What I do know for certain, is that in the end Zero was right. Whether it’s Alexandre Desplat, Ralph Fiennes, Wes Anderson or the talented Gustave H: There are still faint glimmers of civilisation left in this barbaric slaughterhouse that was once known as humanity…He was one of them. What more is there to say?

PS: And now, my personal favourite! 5 Fan-facts and trivia about the production/filming of the movie. Enjoy!

  1. Did you wonder how 50-year-old Tilda Swinton portrayed wrinkled Madame D.? Well, Swinton spent approximately seven hours a day in the makeup chair for the preparation of 84-year-old Madame D, earning Frances Hannon and Mark Coulier an Academy Award and herself a well earned back ache.

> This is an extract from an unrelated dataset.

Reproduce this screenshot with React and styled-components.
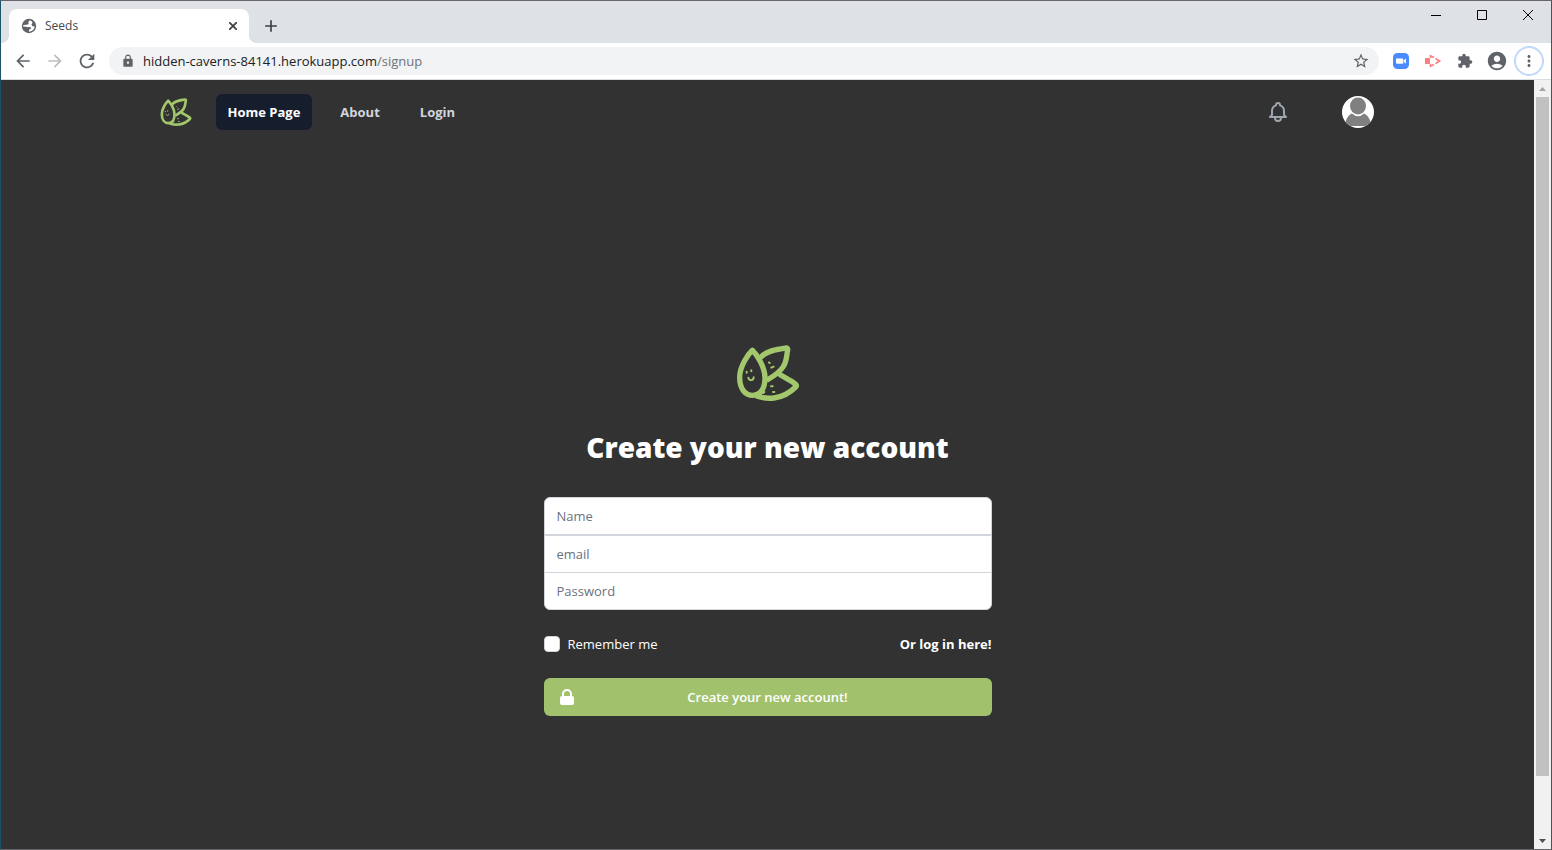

  2. Were you one of the people who paused the film to squint their eyes and read the articles on the newspaper when Zero informs Gustave H. of Madame D.’s death? If so, you’ll be delighted to know that unlike most films, every story/headline/article on every newspaper on screen has a detailed and complete depiction of Zubrowka events, all written by Wes Anderson himself.
  3. Were you secretly hoping that Ralph Fiennes gave long speeches before dinner with a trailing Zero to his side? Or that Andrien Brody (with a moustache) walked confidently across a pink floor? Then your hopes came true! According to Wes Anderson, the whole cast slept in the same hotel during what is called the film’s ‘principal photography.’ So yes, the real Gustave H. and the real Zero got their real moments together and probably Brody did walk across a floor – does it really matter if it’s not pink?
  4. Were you wondering about the period shifting in the movie? Don’t worry, Wes Anderson seemed to be wondering as well. The film takes place in 1932, 1968, 1985 and 2014. Confusion resolved?
  5. And I leave the most unbelievable for last: The Grand Budapest Hotel is the first Wes Anderson movie to ever win an Academy Award.